R. Kelly In the Closet Part Two

I know I am late but when it comes to popular music that is my new thing, to be the last to hear something.

In Part 2 of the soap opera hip hop songfest Mr. Kelly reveals that husband has been cheating too.

Not only is the husband cheating, he is a pastor and he is on the DL.

Why did Kelly rip on the Pastors?

Is it because they got upset when the youth choir started singing I believe I can fly and Robert went back to sex singing?

Is it because they railed against him for having an alleged proclivity for pretty YOUNG things?

Well if I know Pastors, and I think I do, it's war now. And nothing is worse than a mad pastor. Just ask John Kerry. They don't fight fair. And R. Kelly is easy to attack, but hard to injure because this is one black man who does not give a damn what you think about him. (Just keep buying the music)

But you know and I know the Pastors are not an innocent bunch of choir boys and girls. First of all they probably deserve a little rip. They have been ripping at gay men for years while paying them to play those riffs on the organ. They have used homosexuality as that sin that we can all look down upon because it does not apply to us. It has been a feel good sin for far too long.

Yet a part of me is saddened by this turn of events. What can we trust these days? Marriage is a joke, the church is being led by boy loving priests, philandering pastors and now men on the downlow. Oh where can I run?

I am not depressed at all about this I just wonder what's next?

Where is the safe space?

Saturday, May 28, 2005

Do We Really Care What God Thinks?

First of all let me confess. I am a Christian by faith and tradition. I belong to a church and I attend with an almost obessive regularity. I love the Black church and all that it embodies and I love the diversity of the church.

Yet in reading Bernard Bradshaw's Sex and the Second City Blog I was intrigued when he talked about his DL friends dissonance between his sexuality and his religious practice.

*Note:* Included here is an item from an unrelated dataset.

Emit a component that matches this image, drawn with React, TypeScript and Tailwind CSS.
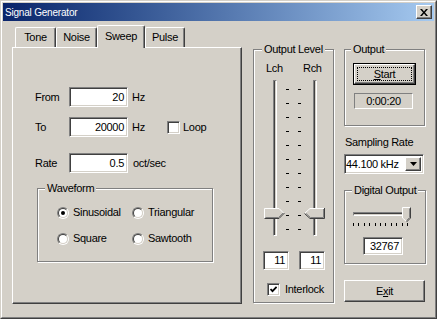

I was not surprised because by and large the Black church is DL. The Black church in general is not an open and affirming place for those who SGL. Yet as long as you don't tell everybody and make them give you an it's okay. They are will love you like a rock.

So I understand why Black gay Christians are so wacky. They want to be with God and they want to love God and they want to love the self God made them and they want the church because the church is home.

Yet the church says well you're okay if you deny this aspect of yourself. Which may sound harsh but it is so biblical. I do not believe the Bible does ambiguity very well. The rich characters of the Bible are either Good or Bad or Once Bad now Good or Once Good now Bad. There are very few characters that move back and forth.

And I believe we are so conflicted on all fronts because at our core we are like Thomas. Thomas was the disciple who had to see it for himself before he would believe.

Therefore even when we try to live by faith, we are often drawn to the tangible, because we taste, suck, fuck and otherwise hold the tangible. And it's not that we don't care what God thinks we just can't see God or touch God except in the most intangible of ways; by faith.

Do we care what God thinks? Yes and No. More to come.